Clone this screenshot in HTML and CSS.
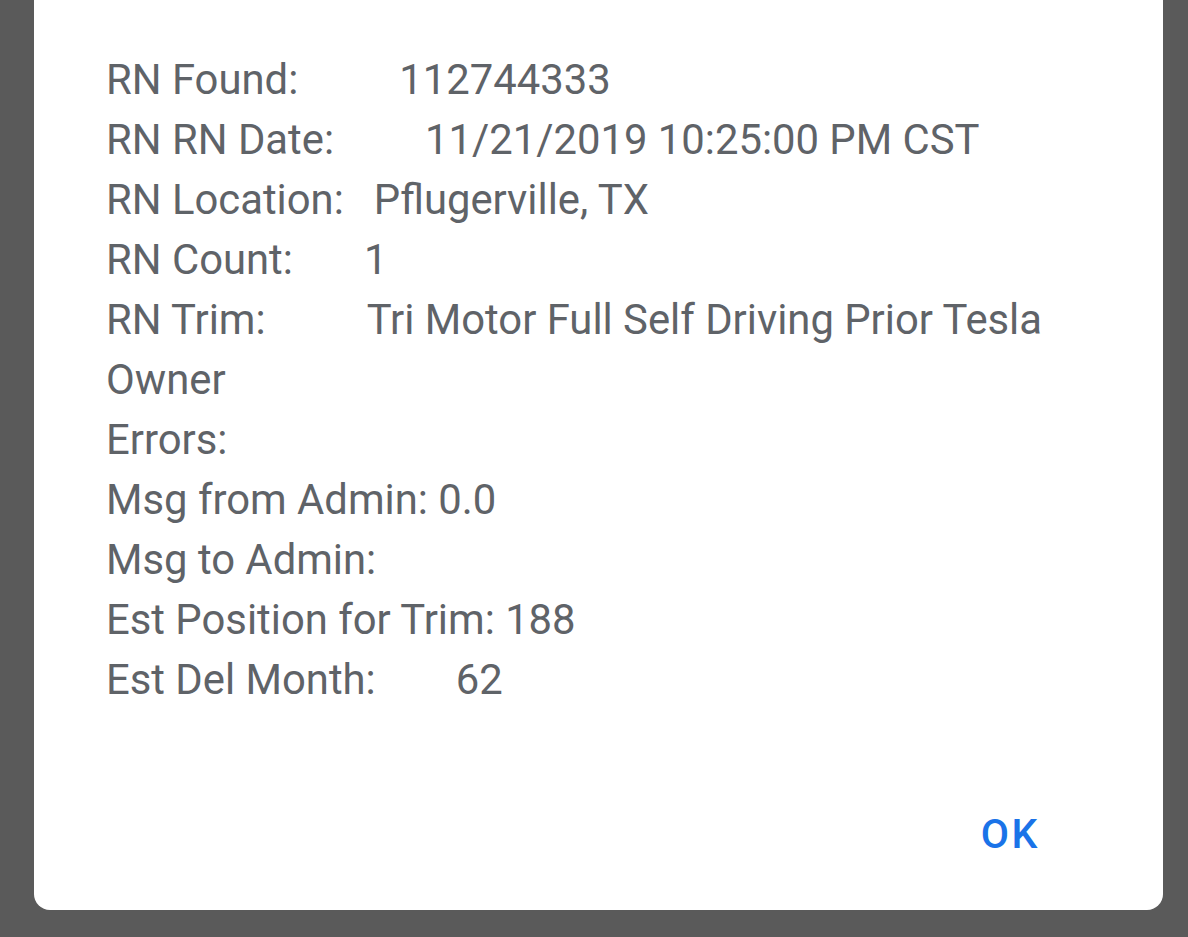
FILE: index.html
```html
<!DOCTYPE html>
<html>
<head>
<meta charset="utf-8">
<link rel="stylesheet" href="styles.css">
</head>
<body>
<div class="dialog">
  <div class="content">
    <div class="line"><span>RN Found:</span><span class="v" style="margin-left:101px">112744333</span></div>
    <div class="line"><span>RN RN Date:</span><span class="v" style="margin-left:91px">11/21/2019 10:25:00 PM CST</span></div>
    <div class="line"><span>RN Location:</span><span class="v" style="margin-left:30px">Pflugerville, TX</span></div>
    <div class="line"><span>RN Count:</span><span class="v" style="margin-left:71px">1</span></div>
    <div class="line"><span>RN Trim:</span><span class="v" style="margin-left:101px">Tri Motor Full Self Driving Prior Tesla</span></div>
    <div class="line">Owner</div>
    <div class="line">Errors:</div>
    <div class="line">Msg from Admin: 0.0</div>
    <div class="line">Msg to Admin:</div>
    <div class="line">Est Position for Trim: 188</div>
    <div class="line"><span>Est Del Month:</span><span class="v" style="margin-left:80px">62</span></div>
  </div>
  <div class="actions">
    <button class="ok">OK</button>
  </div>
</div>
</body>
</html>
```
FILE: styles.css
```css
html, body {
  margin: 0;
  padding: 0;
}
body {
  background: #5a5a5a;
  width: 1188px;
  height: 937px;
  overflow: hidden;
  font-family: Roboto, "Noto Sans", sans-serif;
}
.dialog {
  margin: -20px 0 0 34px;
  width: 1129px;
  height: 930px;
  background: #ffffff;
  border-radius: 0 0 16px 16px;
  box-sizing: border-box;
  display: flex;
  flex-direction: column;
}
.content {
  padding: 70px 0 0 72px;
  color: #5f6368;
  font-size: 41.8px;
  line-height: 60px;
}
.line {
  white-space: nowrap;
}
.actions {
  margin-top: auto;
  display: flex;
  justify-content: flex-end;
  padding: 0 123px 46px 0;
}
.ok {
  border: none;
  background: none;
  padding: 0;
  font-family: Roboto, sans-serif;
  font-weight: 500;
  font-size: 41px;
  color: #1a73e8;
  letter-spacing: 2.5px;
  line-height: 60px;
}
```
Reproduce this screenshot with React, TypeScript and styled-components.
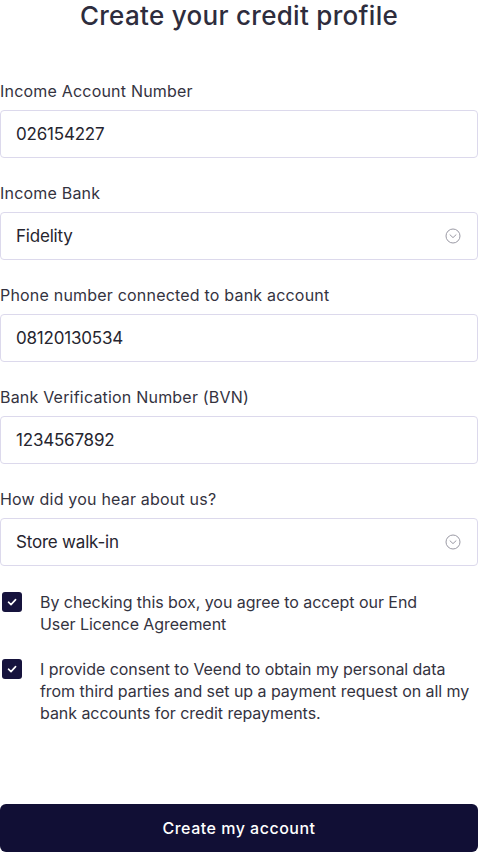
import styled, { createGlobalStyle } from 'styled-components';

const GlobalStyle = createGlobalStyle`
  html, body {
    margin: 0;
    padding: 0;
    background: #ffffff;
    font-family: Inter, "Noto Sans", sans-serif;
  }
  * { box-sizing: border-box; }
`;

const Page = styled.div`
  width: 478px;
  display: flex;
  flex-direction: column;
`;

const Title = styled.h1`
  margin: 0;
  padding-top: 1px;
  text-align: center;
  font-size: 26px;
  line-height: 30px;
  font-weight: 500;
  color: #2e2d3d;
  letter-spacing: 0.3px;
`;

const Form = styled.form`
  display: flex;
  flex-direction: column;
  margin-top: 50px;
`;

const Field = styled.div`
  display: flex;
  flex-direction: column;
  margin-bottom: 25px;
`;

const Label = styled.label`
  font-size: 16px;
  line-height: 20px;
  color: #34333f;
  margin-bottom: 9px;
  letter-spacing: 0.2px;
`;

const Box = styled.div`
  position: relative;
  height: 48px;
  border: 1px solid #dcd9ec;
  border-radius: 4px;
  display: flex;
  align-items: center;
  padding: 0 15px;
  font-size: 17px;
  color: #26252f;
  letter-spacing: -0.2px;
`;

const Value = styled.span`
  flex: 1;
`;

const Chevron = styled.svg`
  width: 16px;
  height: 16px;
  margin-right: 1px;
`;

const Consent = styled.div<{ $top: number }>`
  display: flex;
  gap: 18px;
  padding-left: 2px;
  margin-top: ${(p) => p.$top}px;
`;

const Check = styled.div`
  flex: none;
  width: 20px;
  height: 20px;
  border-radius: 3px;
  background: #16133d;
  display: flex;
  align-items: center;
  justify-content: center;
  margin-top: 1px;
`;

const ConsentText = styled.p`
  margin: 0;
  font-size: 16px;
  line-height: 22px;
  color: #34333f;
  letter-spacing: -0.05px;
`;

const Submit = styled.button`
  margin-top: 80px;
  height: 48px;
  width: 100%;
  border: none;
  border-radius: 6px;
  background: #110f35;
  color: #ffffff;
  font-family: Inter, "Noto Sans", sans-serif;
  font-size: 16px;
  font-weight: 500;
  letter-spacing: 0.5px;
`;

const fields = [
  { label: 'Income Account Number', value: '026154227' },
  { label: 'Income Bank', value: 'Fidelity', select: true },
  { label: 'Phone number connected to bank account', value: '08120130534' },
  { label: 'Bank Verification Number (BVN)', value: '1234567892' },
  { label: 'How did you hear about us?', value: 'Store walk-in', select: true },
];

const TickIcon = () => (
  <svg width="12" height="12" viewBox="0 0 12 12" fill="none">
    <path d="M2.5 6.2 L5 8.6 L9.6 3.6" stroke="#fff" strokeWidth="1.6" strokeLinecap="round" strokeLinejoin="round" />
  </svg>
);

export default function App() {
  return (
    <Page>
      <GlobalStyle />
      <Title>Create your credit profile</Title>
      <Form>
        {fields.map((f) => (
          <Field key={f.label}>
            <Label>{f.label}</Label>
            <Box>
              <Value>{f.value}</Value>
              {f.select && (
                <Chevron viewBox="0 0 16 16" fill="none">
                  <circle cx="8" cy="8" r="7" stroke="#9b9aa5" strokeWidth="1" />
                  <path d="M5 6.8 L8 9.6 L11 6.8" stroke="#9b9aa5" strokeWidth="1" strokeLinecap="round" strokeLinejoin="round" />
                </Chevron>
              )}
            </Box>
          </Field>
        ))}
        <Consent $top={0}>
          <Check><TickIcon /></Check>
          <ConsentText>
            By checking this box, you agree to accept our End
            <br />
            User Licence Agreement
          </ConsentText>
        </Consent>
        <Consent $top={23}>
          <Check><TickIcon /></Check>
          <ConsentText>
            I provide consent to Veend to obtain my personal data
            <br />
            from third parties and set up a payment request on all my
            <br />
            bank accounts for credit repayments.
          </ConsentText>
        </Consent>
        <Submit type="button">Create my account</Submit>
      </Form>
    </Page>
  );
}
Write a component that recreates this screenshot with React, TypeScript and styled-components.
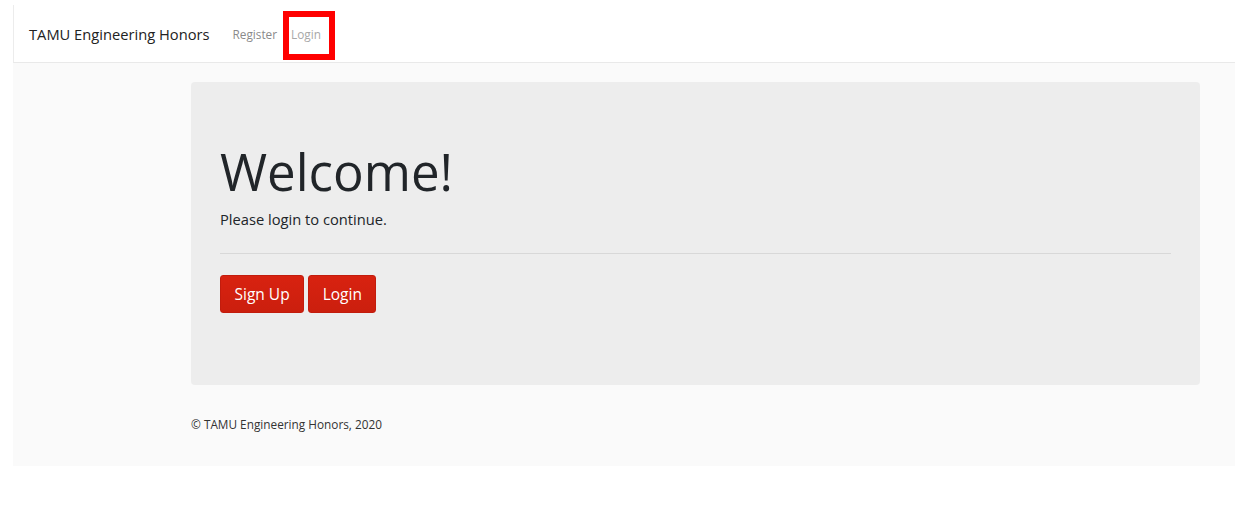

+--

▶ _Problem description_: Where a line in the entries holds "this", copy that line.

▶ _Solved problem_:
Clone this screenshot in HTML and CSS.
Reproduce this screenshot with React, TypeScript and styled-components.
            By checking this box, you agree to accept our End
Write a component that recreates this screenshot with React, TypeScript and styled-components.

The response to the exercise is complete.